This article originally appeared in the Jerusalem Post on September 25, 2022.
In the years leading up to the Second World War, there were a few voices who were prepared to take a public position about the magnitude of the challenge that the world was about to face. The most famous British voice was, of course, Winston Churchill who stood in the British Parliament in the decade before he became prime minister, with the latest data on Germany’s military buildup that rivaled even what the British cabinet possessed.
During the 1930s much of that material streamed to Chartwell, Churchill’s country home where he would meet with British officers, civil servants and diplomats. He was armed with intelligence on the growth of German air power on its acquisitions of new U-Boats that could undermine the naval superiority of Britain. Churchill’s legacy is more relevant than ever. Last weekend, an Israeli F-35 pilot, only known as Colonel “T.,” gave an interview to Israel Hayom, in which he disclosed his analysis of the current Iranian military buildup.
Normally officials who had permission to speak, focused on the Iranian nuclear program or alternatively or their backing of Shi’ite terror militias across the Middle East. Colonel T’s conclusions had a different focus and were worth studying very carefully: “A regional superpower is emerging next to us, which constitutes the main threat to the State of Israel and challenges the Israeli security approach many years ahead.” He spoke about “a dramatic leap forward in its military capability.”
Adding to Colonel T.’s credentials is the fact that he is the head of the IDF General Staff’s Strategy and Third-Circle Directorate.
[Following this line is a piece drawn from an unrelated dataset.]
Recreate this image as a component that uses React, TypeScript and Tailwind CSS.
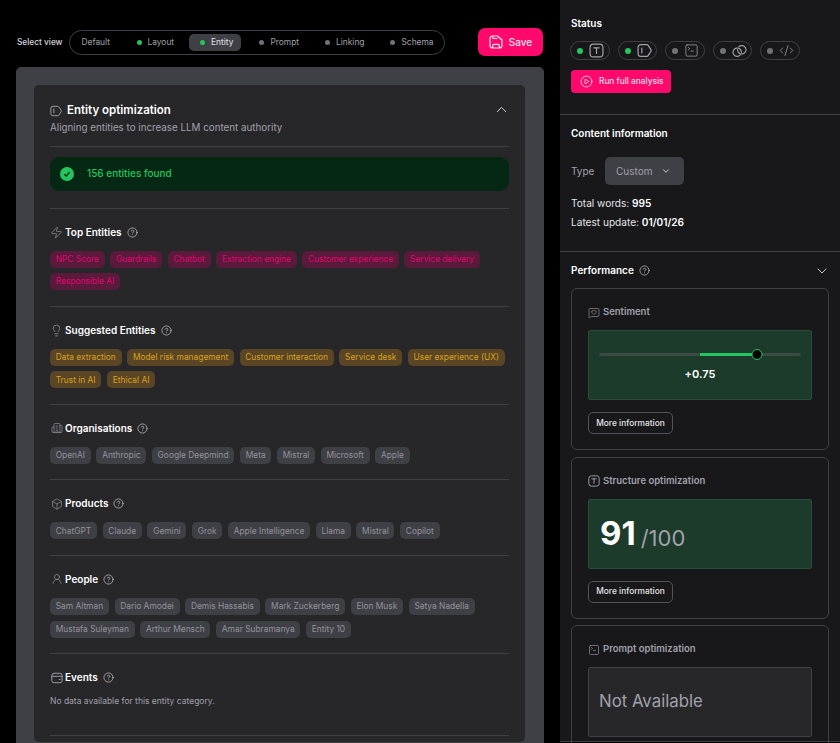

In other words, it is his responsibility to recommend what courses of action Israel must take should Tehran break through and test an atomic device. His warnings were broader than the nuclear threat. There were Iranian actions in the Red Sea and across Africa that needed to be monitored.
Lately, Iran has sold its drones to Russia to fight Ukraine. In the past, great powers, like Russia, were selling their most state-of-the-art weapons to the Middle East, but now the direction of those sales was beginning to move in reverse, with an Iranian military industry supplying Russia. This attested to how far Iran had progressed.
Iran has clearly adopted a long-term approach. It was back in 2004 that King Abdullah of Jordan first raised the specter of a “Shi’ite Crescent” crossing the Middle East from the Iranian border through Iraq and Syria and onward to the Mediterranean coast. Looking over the last two decades this was more than a resupply route for arming Hezbollah.
What does Iran want?
Iran wanted to remake the Middle East. It had dispatched Shi’ite proxy armies to Syria, with their families, in order to reconfigure the demography of the region as it aspired to convert Syria into a Shi’ite State. It used similar techniques elsewhere, working to expand the Shi’ite population of eastern Turkey. Taking all this activity together in recent years, it is no wonder that Colonel T. has concluded that “there is a threat developing here on a scale that we’ve never known before.”
In Damascus, in 2008, Shi’ite militia entered the famous Umayyad Mosque, one of the symbols of Sunni supremacy in Syria, in order to pray. There were cases reported in 2015 of Iraqi and Lebanese Shi’ite militia entering the Umayyad Mosque and chanting what Sunnis regarded as blasphemous prayers. Shi’ite militia are being deployed around Shi’ite shrines in and around Damascus.
Finally, Iran is using Syria as a location for new missile production facilities, especially long-range, precision-guided missiles. In some cases, Iran sought to position some of these facilities underground. In short, Syria was emerging as part of Iran’s strategic system for the region. This did not occur in a vacuum.
The Iranians have a historical tradition connecting them to Syria and surrounding states. When Shi’ism was established as the state religion in Persia by the Safavid dynasty in 1501, the Safavid Empire included what is today Iran, Iraq and large parts of Syria. Recovering lost territories became a feature of Safavid policy and that of its great rival, to its west, the Ottoman Empire. In this context, it is easy to understand where Iran’s ambitions for regional expansionism came from.
Israel can deal with the new Iranian challenge despite its scale. The most dangerous aspect of the Iranian threat comes from those in the international community, and sometimes in Israel, who do not see the entire picture of what Iran has been up to.
Contesting the action of an aggressor is a military mission above all. But it is also a diplomatic operation that must be pursued in parallel. That certainly is what drove Churchill before the outbreak of the Second World War and perhaps is what has recently been influencing those speaking for Israel at present. Undoubtedly the next Israeli government will have no choice but to act more intensely and consistently in this regard.